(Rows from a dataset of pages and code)

-------

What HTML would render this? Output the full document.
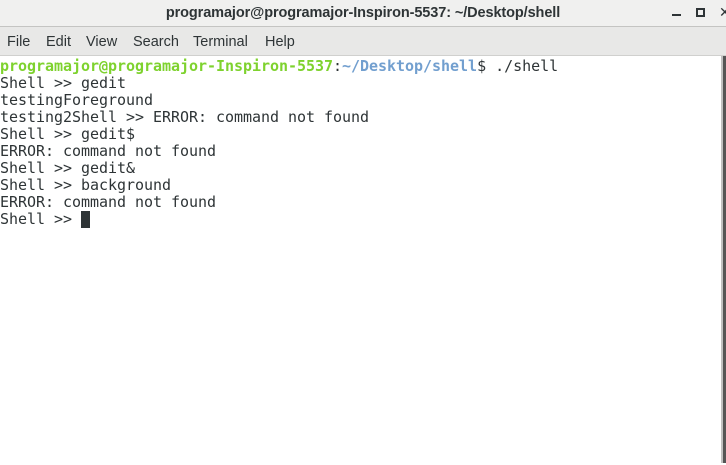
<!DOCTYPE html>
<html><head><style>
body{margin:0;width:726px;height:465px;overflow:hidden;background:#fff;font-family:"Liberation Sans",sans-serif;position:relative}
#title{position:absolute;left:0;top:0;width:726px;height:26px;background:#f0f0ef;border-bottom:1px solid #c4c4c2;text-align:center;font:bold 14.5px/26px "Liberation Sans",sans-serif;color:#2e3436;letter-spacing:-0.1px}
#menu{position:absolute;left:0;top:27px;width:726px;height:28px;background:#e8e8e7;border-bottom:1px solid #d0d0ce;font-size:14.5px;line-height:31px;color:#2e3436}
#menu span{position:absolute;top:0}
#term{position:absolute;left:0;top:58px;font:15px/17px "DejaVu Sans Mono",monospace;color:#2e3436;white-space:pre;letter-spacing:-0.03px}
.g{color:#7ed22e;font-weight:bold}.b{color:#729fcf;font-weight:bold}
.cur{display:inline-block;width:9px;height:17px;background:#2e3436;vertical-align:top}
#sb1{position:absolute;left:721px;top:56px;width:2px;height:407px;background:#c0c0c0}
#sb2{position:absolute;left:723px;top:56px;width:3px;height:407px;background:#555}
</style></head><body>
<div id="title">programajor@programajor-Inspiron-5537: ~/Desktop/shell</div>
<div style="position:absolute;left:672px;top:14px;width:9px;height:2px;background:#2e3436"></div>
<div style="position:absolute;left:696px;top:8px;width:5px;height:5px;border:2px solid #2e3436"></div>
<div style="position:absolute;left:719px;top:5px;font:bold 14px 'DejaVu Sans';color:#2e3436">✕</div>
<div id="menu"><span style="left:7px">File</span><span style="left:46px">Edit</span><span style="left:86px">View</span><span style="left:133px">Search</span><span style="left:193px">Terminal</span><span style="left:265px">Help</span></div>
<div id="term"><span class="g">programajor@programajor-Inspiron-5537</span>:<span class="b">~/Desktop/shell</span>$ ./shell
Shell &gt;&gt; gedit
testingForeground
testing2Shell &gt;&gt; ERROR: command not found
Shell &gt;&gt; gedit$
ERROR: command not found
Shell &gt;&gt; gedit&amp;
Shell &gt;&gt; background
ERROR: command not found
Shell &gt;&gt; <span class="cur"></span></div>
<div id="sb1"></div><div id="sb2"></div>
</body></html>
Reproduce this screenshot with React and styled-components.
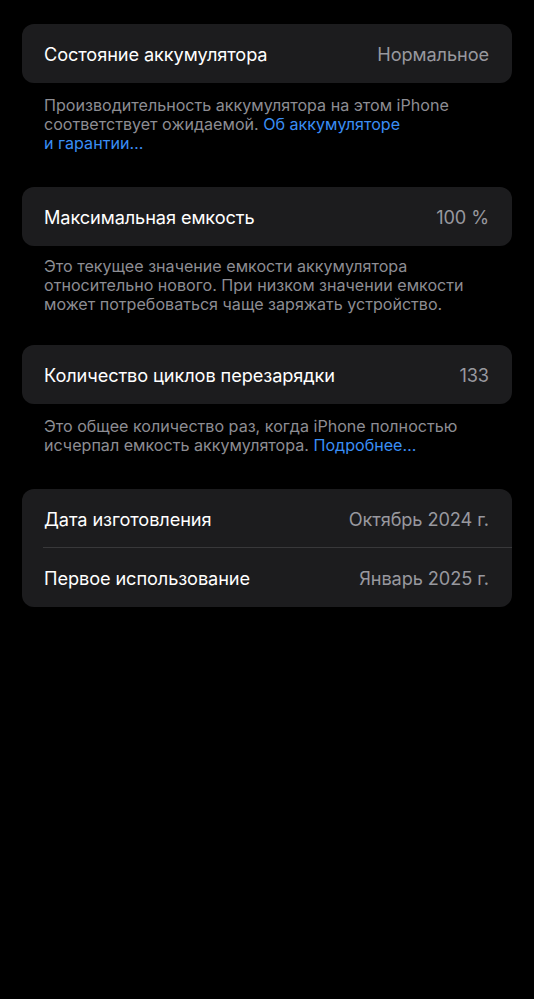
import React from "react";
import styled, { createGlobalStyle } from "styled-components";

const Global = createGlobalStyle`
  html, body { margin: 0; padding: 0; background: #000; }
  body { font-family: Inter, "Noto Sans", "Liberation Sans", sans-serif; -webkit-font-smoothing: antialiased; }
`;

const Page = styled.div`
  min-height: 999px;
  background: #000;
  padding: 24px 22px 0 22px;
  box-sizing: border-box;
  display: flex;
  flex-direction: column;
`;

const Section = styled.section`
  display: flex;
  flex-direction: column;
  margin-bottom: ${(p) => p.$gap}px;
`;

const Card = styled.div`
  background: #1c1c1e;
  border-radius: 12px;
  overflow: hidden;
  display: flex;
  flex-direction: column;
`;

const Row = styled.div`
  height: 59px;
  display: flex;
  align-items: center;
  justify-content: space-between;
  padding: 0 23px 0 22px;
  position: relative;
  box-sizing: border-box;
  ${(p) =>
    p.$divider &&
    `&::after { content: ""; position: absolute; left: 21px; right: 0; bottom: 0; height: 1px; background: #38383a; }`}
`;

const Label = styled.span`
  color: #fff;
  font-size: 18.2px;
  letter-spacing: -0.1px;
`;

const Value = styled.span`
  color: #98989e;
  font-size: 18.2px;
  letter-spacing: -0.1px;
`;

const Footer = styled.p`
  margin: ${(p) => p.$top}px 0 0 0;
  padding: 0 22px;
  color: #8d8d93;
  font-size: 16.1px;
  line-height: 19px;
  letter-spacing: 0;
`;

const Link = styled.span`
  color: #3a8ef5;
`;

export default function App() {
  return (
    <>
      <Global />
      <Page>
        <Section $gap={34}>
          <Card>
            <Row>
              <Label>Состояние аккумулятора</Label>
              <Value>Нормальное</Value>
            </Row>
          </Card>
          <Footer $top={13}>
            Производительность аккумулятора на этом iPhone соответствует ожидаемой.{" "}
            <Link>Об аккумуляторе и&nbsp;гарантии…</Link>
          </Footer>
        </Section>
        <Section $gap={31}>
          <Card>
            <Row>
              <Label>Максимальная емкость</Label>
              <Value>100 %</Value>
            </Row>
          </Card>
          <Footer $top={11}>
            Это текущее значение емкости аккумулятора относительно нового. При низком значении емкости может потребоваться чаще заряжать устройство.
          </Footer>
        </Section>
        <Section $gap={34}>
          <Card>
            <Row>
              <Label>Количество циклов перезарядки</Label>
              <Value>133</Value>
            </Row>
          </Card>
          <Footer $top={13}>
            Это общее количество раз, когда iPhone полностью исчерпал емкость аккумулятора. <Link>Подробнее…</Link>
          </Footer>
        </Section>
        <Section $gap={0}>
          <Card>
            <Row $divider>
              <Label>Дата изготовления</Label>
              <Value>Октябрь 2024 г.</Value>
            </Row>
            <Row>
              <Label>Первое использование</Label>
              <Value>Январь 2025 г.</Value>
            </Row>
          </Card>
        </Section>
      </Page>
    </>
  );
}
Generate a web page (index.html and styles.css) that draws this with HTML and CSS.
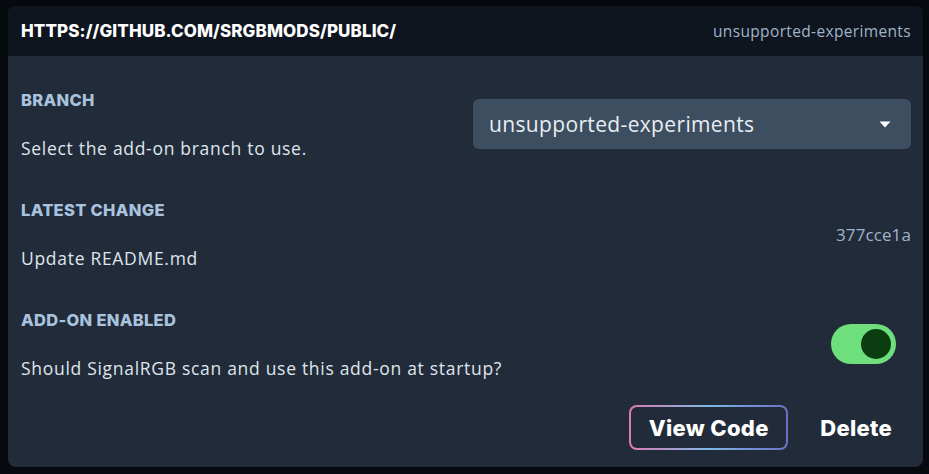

-------

_EXERCISE TASK_. Will you restate every entry word for word and omit the images?

_COMPLETE ANSWER_.
What HTML would render this? Output the full document.
<!DOCTYPE html>
<html><head><style>
body{margin:0;width:726px;height:465px;overflow:hidden;background:#fff;font-family:"Liberation Sans",sans-serif;position:relative}
#title{position:absolute;left:0;top:0;width:726px;height:26px;background:#f0f0ef;border-bottom:1px solid #c4c4c2;text-align:center;font:bold 14.5px/26px "Liberation Sans",sans-serif;color:#2e3436;letter-spacing:-0.1px}
#menu{position:absolute;left:0;top:27px;width:726px;height:28px;background:#e8e8e7;border-bottom:1px solid #d0d0ce;font-size:14.5px;line-height:31px;color:#2e3436}
#menu span{position:absolute;top:0}
#term{position:absolute;left:0;top:58px;font:15px/17px "DejaVu Sans Mono",monospace;color:#2e3436;white-space:pre;letter-spacing:-0.03px}
.g{color:#7ed22e;font-weight:bold}.b{color:#729fcf;font-weight:bold}
.cur{display:inline-block;width:9px;height:17px;background:#2e3436;vertical-align:top}
#sb1{position:absolute;left:721px;top:56px;width:2px;height:407px;background:#c0c0c0}
#sb2{position:absolute;left:723px;top:56px;width:3px;height:407px;background:#555}
</style></head><body>
<div id="title">programajor@programajor-Inspiron-5537: ~/Desktop/shell</div>
<div style="position:absolute;left:672px;top:14px;width:9px;height:2px;background:#2e3436"></div>
<div style="position:absolute;left:696px;top:8px;width:5px;height:5px;border:2px solid #2e3436"></div>
<div style="position:absolute;left:719px;top:5px;font:bold 14px 'DejaVu Sans';color:#2e3436">✕</div>
<div id="menu"><span style="left:7px">File</span><span style="left:46px">Edit</span><span style="left:86px">View</span><span style="left:133px">Search</span><span style="left:193px">Terminal</span><span style="left:265px">Help</span></div>
<div id="term"><span class="g">programajor@programajor-Inspiron-5537</span>:<span class="b">~/Desktop/shell</span>$ ./shell
Shell &gt;&gt; gedit
testingForeground
testing2Shell &gt;&gt; ERROR: command not found
Shell &gt;&gt; gedit$
ERROR: command not found
Shell &gt;&gt; gedit&amp;
Shell &gt;&gt; background
ERROR: command not found
Shell &gt;&gt; <span class="cur"></span></div>
<div id="sb1"></div><div id="sb2"></div>
</body></html>
Reproduce this screenshot with React and styled-components.
import React from "react";
import styled, { createGlobalStyle } from "styled-components";

const Global = createGlobalStyle`
  html, body { margin: 0; padding: 0; background: #000; }
  body { font-family: Inter, "Noto Sans", "Liberation Sans", sans-serif; -webkit-font-smoothing: antialiased; }
`;

const Page = styled.div`
  min-height: 999px;
  background: #000;
  padding: 24px 22px 0 22px;
  box-sizing: border-box;
  display: flex;
  flex-direction: column;
`;

const Section = styled.section`
  display: flex;
  flex-direction: column;
  margin-bottom: ${(p) => p.$gap}px;
`;

const Card = styled.div`
  background: #1c1c1e;
  border-radius: 12px;
  overflow: hidden;
  display: flex;
  flex-direction: column;
`;

const Row = styled.div`
  height: 59px;
  display: flex;
  align-items: center;
  justify-content: space-between;
  padding: 0 23px 0 22px;
  position: relative;
  box-sizing: border-box;
  ${(p) =>
    p.$divider &&
    `&::after { content: ""; position: absolute; left: 21px; right: 0; bottom: 0; height: 1px; background: #38383a; }`}
`;

const Label = styled.span`
  color: #fff;
  font-size: 18.2px;
  letter-spacing: -0.1px;
`;

const Value = styled.span`
  color: #98989e;
  font-size: 18.2px;
  letter-spacing: -0.1px;
`;

const Footer = styled.p`
  margin: ${(p) => p.$top}px 0 0 0;
  padding: 0 22px;
  color: #8d8d93;
  font-size: 16.1px;
  line-height: 19px;
  letter-spacing: 0;
`;

const Link = styled.span`
  color: #3a8ef5;
`;

export default function App() {
  return (
    <>
      <Global />
      <Page>
        <Section $gap={34}>
          <Card>
            <Row>
              <Label>Состояние аккумулятора</Label>
              <Value>Нормальное</Value>
            </Row>
          </Card>
          <Footer $top={13}>
            Производительность аккумулятора на этом iPhone соответствует ожидаемой.{" "}
            <Link>Об аккумуляторе и&nbsp;гарантии…</Link>
          </Footer>
        </Section>
        <Section $gap={31}>
          <Card>
            <Row>
              <Label>Максимальная емкость</Label>
              <Value>100 %</Value>
            </Row>
          </Card>
          <Footer $top={11}>
            Это текущее значение емкости аккумулятора относительно нового. При низком значении емкости может потребоваться чаще заряжать устройство.
          </Footer>
        </Section>
        <Section $gap={34}>
          <Card>
            <Row>
              <Label>Количество циклов перезарядки</Label>
              <Value>133</Value>
            </Row>
          </Card>
          <Footer $top={13}>
            Это общее количество раз, когда iPhone полностью исчерпал емкость аккумулятора. <Link>Подробнее…</Link>
          </Footer>
        </Section>
        <Section $gap={0}>
          <Card>
            <Row $divider>
              <Label>Дата изготовления</Label>
              <Value>Октябрь 2024 г.</Value>
            </Row>
            <Row>
              <Label>Первое использование</Label>
              <Value>Январь 2025 г.</Value>
            </Row>
          </Card>
        </Section>
      </Page>
    </>
  );
}
Generate a web page (index.html and styles.css) that draws this with HTML and CSS.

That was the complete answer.